Pour conclure, la seule issue à cette crise passe par trois étapes. Et il est peu probable qu’on puisse faire un jour l’économie de la seconde, qui est la guerre contre L’Etat islamique. Sur cette question, on l’a vu, les Français sont plus courageux que leurs dirigeants. Mais la nécessité d’une intervention de grandes puissances coalisées a comme préalable incontournable une vision politique commune en Europe. Depuis plusieurs mois, l’UE n’a cessé de donner au monde l’image de la désunion, voir d’un chaos, à partir duquel elle pourrait rebondir si elle décidait de se doter d’une instance gouvernementale autonome, ce fameux leadership politique européen que les peuples ne voient toujours pas venir, qui est essentiel à la résolution de la crise et au rétablissement de la paix.

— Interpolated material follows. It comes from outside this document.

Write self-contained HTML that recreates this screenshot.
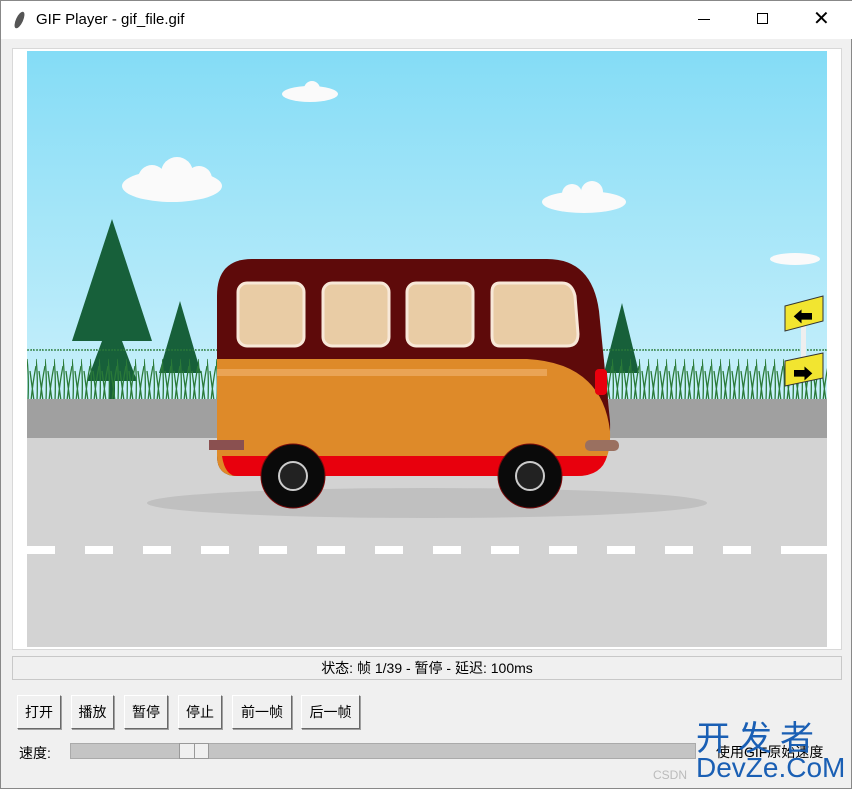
<!DOCTYPE html>
<html><head><meta charset="utf-8"><style>
*{margin:0;padding:0;box-sizing:border-box}
body{width:852px;height:789px;background:#f0f0f0;font-family:"Liberation Sans","Noto Sans CJK SC",sans-serif;font-size:14px;color:#000;position:relative;overflow:hidden;border:1px solid #888}
.a{position:absolute}
.btn{position:absolute;top:694px;height:34px;background:#f0f0f0;border:1px solid #fff;border-right-color:#696969;border-bottom-color:#696969;box-shadow:1px 1px 0 #a0a0a0;text-align:center;line-height:32px;font-size:14px}
</style></head><body>
<div class="a" style="left:0;top:0;width:852px;height:38px;background:#fff"></div>
<div class="a" style="left:15px;top:10px;width:7px;height:18px;background:#555;border-radius:50%;transform:rotate(25deg)"></div>
<div class="a" style="left:35px;top:10px;font-size:15px">GIF Player - gif_file.gif</div>
<div class="a" style="left:697px;top:18px;width:12px;height:1px;background:#000"></div>
<div class="a" style="left:756px;top:12px;width:11px;height:11px;border:1px solid #000"></div>
<div class="a" style="left:812px;top:6px;font-size:20px;line-height:24px">✕</div>
<div class="a" style="left:11px;top:47px;width:830px;height:602px;background:#fff;border:1px solid #d8d8d8"></div>
<svg class="a" style="left:26px;top:50px" width="800" height="596">
<defs><linearGradient id="sky" x1="0" y1="0" x2="0" y2="1"><stop offset="0" stop-color="#84dcf6"/><stop offset="1" stop-color="#c9f0fb"/></linearGradient>
<pattern id="gr" width="9" height="50" patternUnits="userSpaceOnUse"><path d="M1,50 Q2,25 0,8 M4,50 Q6,30 9,15 M7,50 Q5,35 3,20" stroke="#2a7a38" stroke-width="1.3" fill="none"/></pattern></defs>
<rect width="800" height="350" fill="url(#sky)"/>
<g fill="#fafafa"><ellipse cx="145" cy="135" rx="50" ry="16"/><circle cx="125" cy="128" r="14"/><circle cx="150" cy="122" r="16"/><circle cx="172" cy="128" r="13"/>
<ellipse cx="283" cy="43" rx="28" ry="8"/><circle cx="285" cy="38" r="8"/>
<ellipse cx="557" cy="151" rx="42" ry="11"/><circle cx="545" cy="143" r="10"/><circle cx="565" cy="141" r="11"/>
<ellipse cx="768" cy="208" rx="25" ry="6"/></g>
<polygon points="85,168 45,290 75,290 60,330 110,330 95,290 125,290" fill="#17603a"/>
<rect x="82" y="300" width="6" height="48" fill="#17603a"/>
<polygon points="153,250 132,322 174,322" fill="#17603a"/>
<polygon points="595,252 577,322 612,322" fill="#17603a"/>
<rect x="0" y="298" width="800" height="50" fill="url(#gr)"/>
<rect x="0" y="348" width="800" height="40" fill="#a0a0a0"/>
<rect x="0" y="387" width="800" height="209" fill="#d3d3d3"/>
<ellipse cx="400" cy="452" rx="280" ry="15" fill="#b8b8b8" opacity=".7"/>
<g fill="#fff">
<rect x="0" y="495" width="28" height="8"/><rect x="58" y="495" width="28" height="8"/><rect x="116" y="495" width="28" height="8"/><rect x="174" y="495" width="28" height="8"/><rect x="232" y="495" width="28" height="8"/><rect x="290" y="495" width="28" height="8"/><rect x="348" y="495" width="28" height="8"/><rect x="406" y="495" width="28" height="8"/><rect x="464" y="495" width="28" height="8"/><rect x="522" y="495" width="28" height="8"/><rect x="580" y="495" width="28" height="8"/><rect x="638" y="495" width="28" height="8"/><rect x="696" y="495" width="28" height="8"/><rect x="754" y="495" width="46" height="8"/></g>
<rect x="774" y="270" width="5" height="55" fill="#eee"/>
<polygon points="758,255 796,245 796,270 758,280" fill="#f2e530" stroke="#333"/>
<polygon points="758,310 796,302 796,327 758,335" fill="#f2e530" stroke="#333"/>
<text x="766" y="273" font-size="20">⬅</text><text x="766" y="330" font-size="20">➡</text>
<path d="M190,245 Q190,208 225,208 L520,208 Q565,208 572,260 L583,370 Q585,425 550,425 L210,425 Q190,425 190,405 Z" fill="#5e0a0a"/>
<path d="M190,308 L500,308 Q575,312 583,380 Q585,425 550,425 L210,425 Q190,425 190,405 Z" fill="#de8a29"/>
<rect x="190" y="318" width="330" height="7" fill="#eaa455"/>
<path d="M195,405 L580,405 Q575,425 550,425 L210,425 Q198,425 195,405Z" fill="#e8000d"/>
<rect x="568" y="318" width="12" height="26" rx="4" fill="#e8000d"/>
<g fill="#e9cca5" stroke="#f8e8d8" stroke-width="3"><rect x="211" y="232" width="66" height="63" rx="9"/><rect x="296" y="232" width="66" height="63" rx="9"/><rect x="380" y="232" width="66" height="63" rx="9"/><path d="M473,232 L535,232 Q545,232 548,245 L551,283 Q551,295 540,295 L473,295 Q465,295 465,285 L465,241 Q465,232 473,232Z"/></g>
<rect x="182" y="389" width="35" height="10" fill="#8a5050"/><rect x="558" y="389" width="34" height="11" rx="5" fill="#9a7060"/>
<g><circle cx="266" cy="425" r="32" fill="#0a0a0a" stroke="#7a0a0a"/><circle cx="266" cy="425" r="14" fill="#222" stroke="#ccc" stroke-width="2"/>
<circle cx="503" cy="425" r="32" fill="#0a0a0a" stroke="#7a0a0a"/><circle cx="503" cy="425" r="14" fill="#222" stroke="#ccc" stroke-width="2"/></g>
</svg>
<div class="a" style="left:11px;top:655px;width:830px;height:24px;border:1px solid #c8c8c8;text-align:center;line-height:22px;font-size:14px">状态: 帧 1/39 - 暂停 - 延迟: 100ms</div>
<div class="btn" style="left:16px;width:44px">打开</div>
<div class="btn" style="left:70px;width:43px">播放</div>
<div class="btn" style="left:123px;width:44px">暂停</div>
<div class="btn" style="left:177px;width:44px">停止</div>
<div class="btn" style="left:231px;width:60px">前一帧</div>
<div class="btn" style="left:300px;width:59px">后一帧</div>
<div class="a" style="left:18px;top:742px">速度:</div>
<div class="a" style="left:69px;top:742px;width:626px;height:16px;background:#c4c4c4;border:1px solid #aaa"></div>
<div class="a" style="left:178px;top:742px;width:30px;height:16px;background:#f0f0f0;border:1px solid #999"></div>
<div class="a" style="left:193px;top:743px;width:1px;height:14px;background:#999"></div>
<div class="a" style="left:695px;top:740px;width:147px;height:22px;font-size:14px;line-height:22px;padding-left:20px">使用GIF原始速度</div>
<div class="a" style="left:695px;top:718px;font-size:34px;color:#1a5fb4;letter-spacing:8px;line-height:40px">开发者</div>
<div class="a" style="left:695px;top:752px;font-size:28px;color:#1a5fb4;line-height:30px">DevZe.CoM</div>
<div class="a" style="left:652px;top:767px;font-size:12px;color:#bbb">CSDN</div>
</body></html>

Enfin, les dirigeants des nations européennes ont pensé l’ouverture des frontières en termes économiques, tout en méprisant le rôle du politique. Partant, ils ont oublié le réel. Diabolisant la frontière, méconnaissant le sens du mot limite, dont Kant nous dit qu’il est au fondement de la modernité, ils ont pris le risque de ruiner la belle idée de libre-circulation. Car contrairement à ce que croient les idéologues utopistes ou les esprits simplistes, la frontière est une chose dont il faut penser l’usage et non l’éliminer.


[1] En préparation pour le sommet des chefs d’Etat et de gouvernement d’aujourd’hui s’est tenu hier, un conseil extraordinaire des ministres de l’intérieur de l’Union européenne (UE).

[2] République Tchèque, Slovaquie, Roumanie, la Finlande s’est abstenue.